John DeLucie, chef partner of Lumaca NYC also recommends the brand. 

“I love knives by Korin in Tribeca - they’re so sharp and accurate…” he told us, adding that “They require love and dedication, but what’s worthwhile in life that doesn’t?” 

Victorinox knives: boning knife from $22.50, chef’s knife from $25, Swiss Army

If you are looking for knives that are both inexpensive and reliable, Krishnapal Negi, head chef of 1947 London, recommends Victorinox knives. 

“They are like my best friends in the kitchen,” he told us. “They’re light as a feather and give a great performance. And as any chef knows we have to have knives that are easy to sharpen because we are constantly sharpening our knives over and over!” 

According to Negi, Victorinox knives are “super easy in that sense and they last basically forever”.

Matthew Whitfield, head chef at The Montagu Arms, also recommends the brand. 

“I think for a basic everyday use knife, a Victorinox chef’s knife is good and reliable to use,” he said.

Takamura Gyuto 210mm chef’s knife: $493, Kin

For chefs looking to splurge, Oliver Marlowe, owner and chef director of The Hunter’s Moon, recommends this knife, which are hand-crafted in the town of Takefu, Japan, by the Takamura family. 

“My favourite by a stretch is the Takamura Gyuto 210mm chef’s knife by Kin,” Marlowe told us. “It’s on the expensive side but is a huge cut above any other knife I’ve used, is incredibly sharp and will last forever.”

The knife features “32 layers of hot forged Damascus steel” and a handle made of mixed Pakkawood, according to the website. 

Honesuki boning knife: from $70, MTC Kitchen

A chef’s knife may be the most versatile in your inventory, but when it comes to certain tasks such as de-boning meat, a boning knife is your best option. 

Honesuki boning knives are useful for removing bones (MTC Kitchen)

Boning knives are used for removing the bones from poultry, meat and fish and feature a narrow blade and a sharp point. 

For the task, some top chefs such as Guillaume Gillian, executive chef at Bōkan 37, rely on Honesuki boning knives, which translates to “bone lover” in Japanese. 

“The best knife for me is the Honesuki boning knife,” Gillian said. “They are really different to Western knives as they are not flexible at all and much heavier to work with. 

“It cuts through meat effortlessly but it’s also great for filleting a fish or cutting vegetables.
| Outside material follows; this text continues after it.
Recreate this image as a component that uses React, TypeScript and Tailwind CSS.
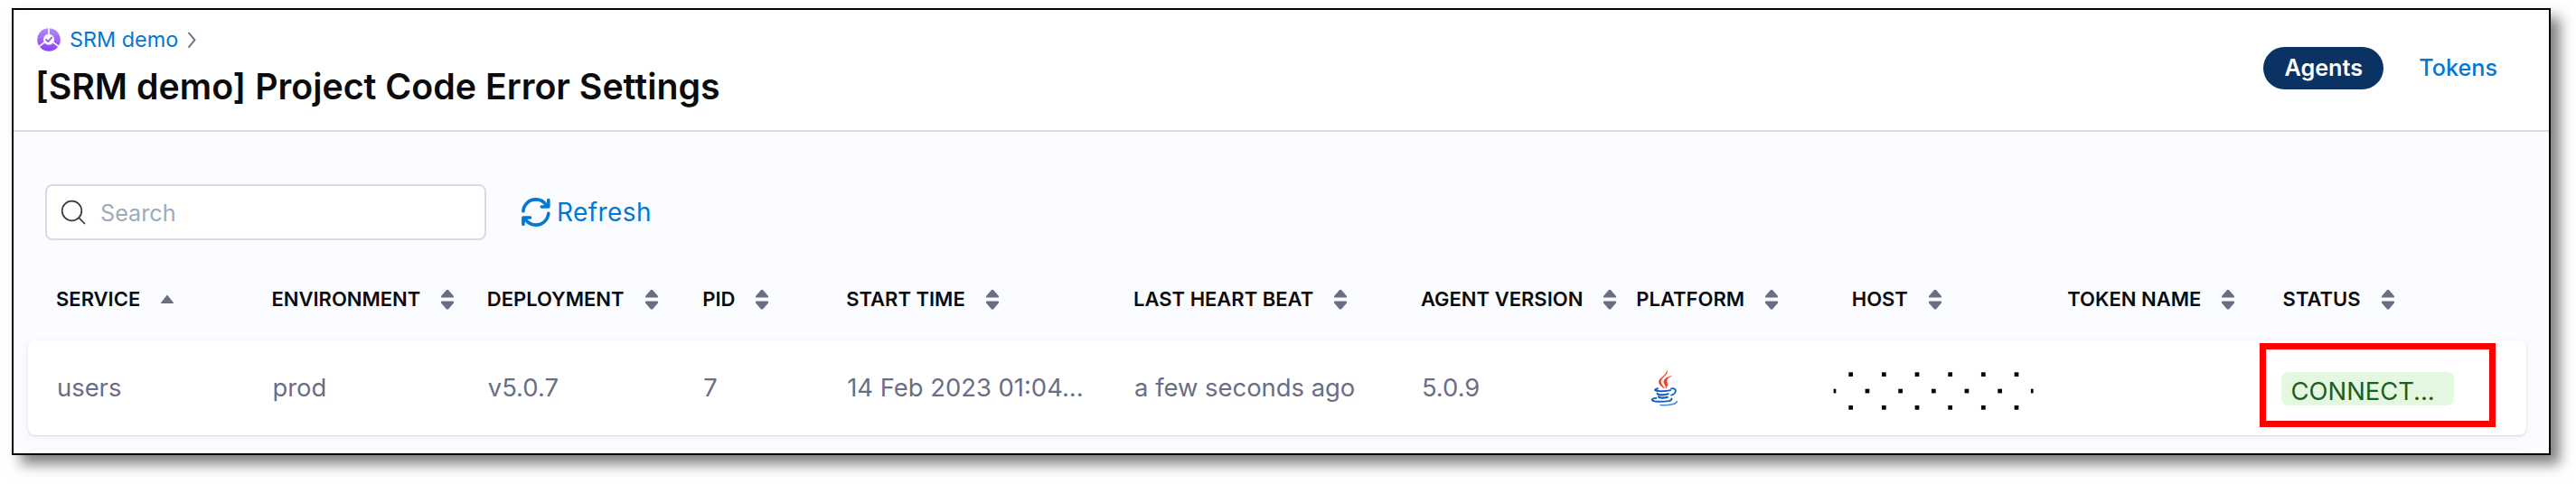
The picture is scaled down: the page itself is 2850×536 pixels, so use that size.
import type { ReactNode } from "react";

function SortIcon({ asc }: { asc?: boolean }) {
  return asc ? (
    <svg width="16" height="24" viewBox="0 0 16 24" className="shrink-0">
      <path d="M8 6.5 L15 15.2 Q15.3 16 14.4 16 H1.6 Q.7 16 1 15.2 Z" fill="#6b6d85" />
    </svg>
  ) : (
    <svg width="16" height="24" viewBox="0 0 16 24" className="shrink-0">
      <path d="M8 .8 Q8.8 .8 9.4 1.5 L15 8 Q15.6 9.6 14 9.6 H2 Q.4 9.6 1 8 L6.6 1.5 Q7.2 .8 8 .8 Z" fill="#6b6d85" />
      <path d="M8 22.7 Q8.8 22.7 9.4 22 L15 15.5 Q15.6 13.6 14 13.6 H2 Q.4 13.6 1 15.5 L6.6 22 Q7.2 22.7 8 22.7 Z" fill="#6b6d85" />
    </svg>
  );
}

function ModuleIcon() {
  return (
    <svg width="26" height="26" viewBox="0 0 26 26" className="shrink-0">
      <defs>
        <linearGradient id="module" x1="0" y1="0" x2="0" y2="1">
          <stop offset="0" stopColor="#b28cf9" />
          <stop offset="1" stopColor="#8a3ffc" />
        </linearGradient>
      </defs>
      <circle cx="13" cy="13" r="12.8" fill="url(#module)" />
      <path d="M13 0V9M2 20.6L8 16M24 20.6L18 16" stroke="#fff" strokeWidth="1.6" />
      <circle cx="13" cy="12.8" r="6" fill="#fff" />
      <path d="M10 12.8l2.2 2.2 4-4.4" fill="none" stroke="#9650fb" strokeWidth="1.8" strokeLinecap="round" strokeLinejoin="round" />
    </svg>
  );
}

function JavaIcon() {
  return (
    <svg width="32" height="40" viewBox="0 0 32 40" fill="none" strokeLinecap="round">
      <path d="M18.400 .4C20.200 5 11.600 7.600 11.600 12.700C11.600 15.500 14.400 17.600 15.400 20.200C11.600 17.800 9 15.300 9.400 12.300C10 7.900 17.600 6 18.400 .4Z" fill="#f23b30" stroke="#f23b30" strokeWidth=".4" />
      <path d="M23 6.600C19.400 8.200 17.600 10.400 18.200 13C18.600 15 19.800 16.300 17 20.200C17.400 17 14.800 15.600 14.800 12.700C14.800 9.600 18.800 7.200 23 6.600Z" fill="#f23b30" stroke="#f23b30" strokeWidth=".4" />
      <path d="M8 20.200C2 21.800 6 23.200 13 23.200C17 23.200 20 22.800 22 22.100" stroke="#1560bd" strokeWidth="2" />
      <path d="M23 20.400C28.500 19 30.200 25 23.200 27.600" stroke="#1560bd" strokeWidth="1.800" />
      <path d="M7.600 25.800C8 27.700 15 27.800 19.600 26.300" stroke="#1560bd" strokeWidth="2.200" />
      <path d="M9 29.400C9.600 31 15 31 18.800 29.800" stroke="#1560bd" strokeWidth="2.200" />
      <path d="M6.400 30.800C-1.400 31.600 1 34.800 10 34.800C18 34.800 24.600 34 23.400 31.400" stroke="#1560bd" strokeWidth="1.900" />
      <path d="M11 38.500C19 39.200 28 38 29.400 34.600" stroke="#4c86cd" strokeWidth="1.500" />
    </svg>
  );
}

function HostMask() {
  const outer = [0, 1, 2, 3, 4, 5];
  const inner = [0, 1, 2, 3, 4];
  return (
    <svg width="222" height="44" viewBox="0 0 222 44" className="-ml-[22px] mt-[6px] shrink-0">
      {outer.map((i) => (
        <g key={i}>
          <rect x={17.3 + i * 36.67} y="1.300" width="4.700" height="4.700" />
          <rect x={17.3 + i * 36.67} y="38" width="4.700" height="4.700" />
        </g>
      ))}
      {inner.map((i) => (
        <rect key={i} x={35.6 + i * 36.67} y="19.700" width="4.700" height="4.700" />
      ))}
      <rect x="0.600" y="19.700" width="2.700" height="4.700" />
      <rect x="218.900" y="19.700" width="2.700" height="4.700" />
    </svg>
  );
}

const columns: { label: string; cell: ReactNode }[] = [
  { label: "SERVICE", cell: "users" },
  { label: "ENVIRONMENT", cell: "prod" },
  { label: "DEPLOYMENT", cell: "v5.0.7" },
  { label: "PID", cell: "7" },
  { label: "START TIME", cell: "14 Feb 2023 01:04..." },
  { label: "LAST HEART BEAT", cell: "a few seconds ago" },
  { label: "AGENT VERSION", cell: "5.0.9" },
  { label: "PLATFORM", cell: <span className="block pl-[15px]"><JavaIcon /></span> },
  { label: "HOST", cell: <HostMask /> },
  { label: "TOKEN NAME", cell: null },
  {
    label: "STATUS",
    cell: (
      <span className="relative -ml-[3px] flex h-[37px] w-[191px] items-center rounded-lg bg-[#e4f7e1] pl-[11px] text-[#1b5e20]">
        <span className="mt-[7px]">CONNECT...</span>
        <span className="absolute -top-[32px] -left-[24px] h-[93px] w-[261px] border-[7px] border-[#ff0000]" />
      </span>
    ),
  },
];

const gridCols = "grid grid-cols-[6fr_6fr_6fr_4fr_8fr_8fr_6fr_6fr_6fr_6fr_6fr] items-center px-[31px]";

export default function App() {
  return (
    <div className="h-[536px] w-[2850px] overflow-hidden bg-white pt-[9px] pl-[13px] font-['Inter',sans-serif]">
      <div className="flex h-[495px] w-[2809px] flex-col border-2 border-black bg-[#fbfcff] shadow-[10px_10px_14px_rgba(0,0,0,0.5)]">
        <div className="flex flex-1 flex-col overflow-hidden">
          <header className="flex h-[135px] shrink-0 items-start justify-between border-b-2 border-[#d9dae5] bg-white pl-[26px]">
            <div className="flex flex-col">
              <nav className="mt-[17px] flex h-8 items-center text-[23.4px] leading-8 text-[#0278d5]">
                <ModuleIcon />
                <span className="ml-[10px]">SRM demo</span>
                <svg width="12" height="20" viewBox="0 0 12 20" className="ml-[9px]">
                  <path d="M2.500 2L9.500 10.300L2.500 18.600" fill="none" stroke="#6b6d85" strokeWidth="1.900" />
                </svg>
              </nav>
              <h1 className="mt-[12px] -ml-[2px] text-[39.300px] leading-[48px] font-semibold text-[#0b0b0d]">
                [SRM demo] Project Code Error Settings
              </h1>
            </div>
            <div className="mt-[41px] mr-[57px] flex h-[47px] items-center text-[25.2px]">
              <span className="flex h-[47px] w-[133px] items-center justify-center rounded-full bg-[#0a3364] font-semibold text-white">
                Agents
              </span>
              <span className="ml-[39px] font-medium text-[#0278d5]">Tokens</span>
            </div>
          </header>

          <div className="mt-[58px] ml-[35px] flex h-[62px] shrink-0 items-center">
            <div className="flex h-[62px] w-[488px] items-center rounded-lg border-2 border-[#d9dae5] bg-white pl-[15px]">
              <svg width="28" height="28" viewBox="0 0 28 28">
                <circle cx="12.500" cy="12.500" r="10.800" fill="none" stroke="#383946" strokeWidth="1.700" />
                <path d="M20.200 20.200L27 27" stroke="#383946" strokeWidth="1.700" />
              </svg>
              <span className="mt-[3px] ml-[16px] text-[25.2px] text-[#9fabb8]">Search</span>
            </div>
            <button className="ml-[39px] flex items-center text-[#0278d5]">
              <svg width="32" height="32" viewBox="0 0 32 32" fill="none" stroke="#0278d5" strokeWidth="3.600" strokeLinecap="round" strokeLinejoin="round">
                <path d="M1.900 14.800C2.400 7.500 8.400 1.900 15.800 1.900C20.800 1.900 25 4.400 27.600 8.500" />
                <path d="M29.800 2.600V10H22.200" />
                <path d="M29.800 17.200C29.300 24.500 23.300 30.100 15.900 30.100C10.900 30.100 6.700 27.600 4.100 23.500" />
                <path d="M24.500 9.500L29.500 4.500V9.500ZM7 22.500L2.300 27.500V22.500Z" fill="#0278d5" strokeWidth="1" />
                <path d="M1.900 29.400V22H9.500" />
              </svg>
              <span className="ml-[7px] text-[28px] tracking-[0.4px]">Refresh</span>
            </button>
          </div>

          <div className="ml-[16px] w-[2764px] shrink-0">
            <div className={`${gridCols} mt-[46px] h-[39px] text-[22px] font-semibold text-[#0b0b0d]`}>
              {columns.map((c, i) => (
                <div key={c.label} className="flex items-center whitespace-nowrap">
                  <span>{c.label}</span>
                  <span className="ml-[22px]">
                    <SortIcon asc={i === 0} />
                  </span>
                </div>
              ))}
            </div>
            <div className={`${gridCols} mt-[26px] h-[105px] rounded-lg bg-white text-[27.400px] text-[#6b6d85] shadow-[0_1px_2px_rgba(96,97,112,0.2),0_2px_8px_rgba(96,97,112,0.08)]`}>
              {columns.map((c) => (
                <div key={c.label} className="flex min-w-0 items-center pt-px pl-px whitespace-nowrap">
                  {c.cell}
                </div>
              ))}
            </div>
            <div className="mt-4 h-[105px] rounded-lg bg-white shadow-[0_0_2px_rgba(96,97,112,0.15)]" />
          </div>
        </div>
      </div>
    </div>
  );
}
The blade is really strong, hard and easy to sharpen as well, which is helpful after boning meat.” 

Masamoto sashimi knife: from $336, Hitachiya USA 

If you’re looking for a knife designed for slicing fish, neither a chef’s knife nor a boning knife will do the job successfully. 

Rather, you’ll need a sashimi knife, which features a long, thin blade designed for the task. 

Sashimi knives are for thinly slicing fish (Hitachiya USA)

According to Nobu Matsuhisa, restaurateur, chef and founder of Nobu, who likes to emphasise the importance of Japanese ingredients and tools in his work, the best sashimi knives are Japanese-made. 

His preference is for sashimi knives from Masamoto, the leading sushi chef knife maker in Japan for more than 150 years.

Joel Black petty knife: from $230, Joel Black Knives

Like chef’s knives, petty knives are also known for being extremely versatile in the kitchen. These small knives are typically used for delicate knife work including peeling, shaping and slicing fruits and vegetables and chopping herbs. 

Acknowledging that the “best knife is one which feels the most comfortable to use for the job in hand”, Alistair Craig, head chef at Careys Manor Hotel & SenSpa told us that his favourite is “a handmade petty knife from Joel Black Knives”. 

“It is a good size for cutting ingredients in your hands or on chopping boards,” he explained.